Index support (primary key only, not all storage engines)

Cons

No real delete/update support, and no transactions (same as Spark and most of the big data systems).
No secondary keys (same as Spark and most of the big data systems).
Own protocol (no MySQL protocol support).
Limited SQL support, and the joins implementation is different. If you are migrating from MySQL or Spark, you will probably have to re-write all queries with joins.

ManticoreSearch Engine

A fork of the popular search engine Sphinx, the first release was released in 2017, it has a high speed, supports JSON, can work in HTTP server mode, and supports SQL-like query syntax.
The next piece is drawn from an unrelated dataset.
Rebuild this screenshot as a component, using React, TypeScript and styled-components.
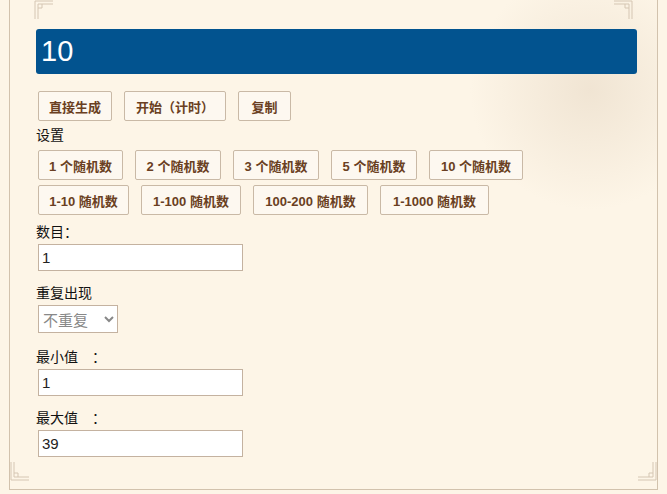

Well suited both for storing data that needs quick access, and in search engine mode.

Pros

Open source.
Fast search on large (multi GB) datasets.
Very fast indexing and small index size.
Good relevance, can be tuned even further with field weighting and proximity limits.
Support for morphology; soundex & porter stemmers (EN & RU) included.
Percolate index.
Simple data replication.

Cons

Supports only positive integers for grouping/filtering.
Not quite as simple as ALTER TABLE ADD FULLTEXT.

Redis

One of the most popular key-value databases, which are usually used for caching the content of web pages and as well as for organizing a queuing system, for example, for chat applications. It can work in cluster mode, which, combined with an emphasis on in-memory, allows you to achieve very high speed and high availability.

Pros

Open source.
In-memory cache.
Pub/Sub – this is a special feature of Redis that uses the publish/subscribe messaging paradigm and it is suitable for implementing chatting related use cases.
Besides String data type, it supports more complex data structures such as lists, hashes, sets and sorted sets.
Provides a master-slave distributed system called Redis Sentinel to guarantee high availability.
Cross-platform.

Cons

Redis is an in-memory database, which means that the whole dataset should reside in the memory (RAM).
Isn’t intended for rich queries since it is a key-value database.
Supports only basic security options.
Persistence can impact performance since Redis will use memory dump to create snapshots used for persistence.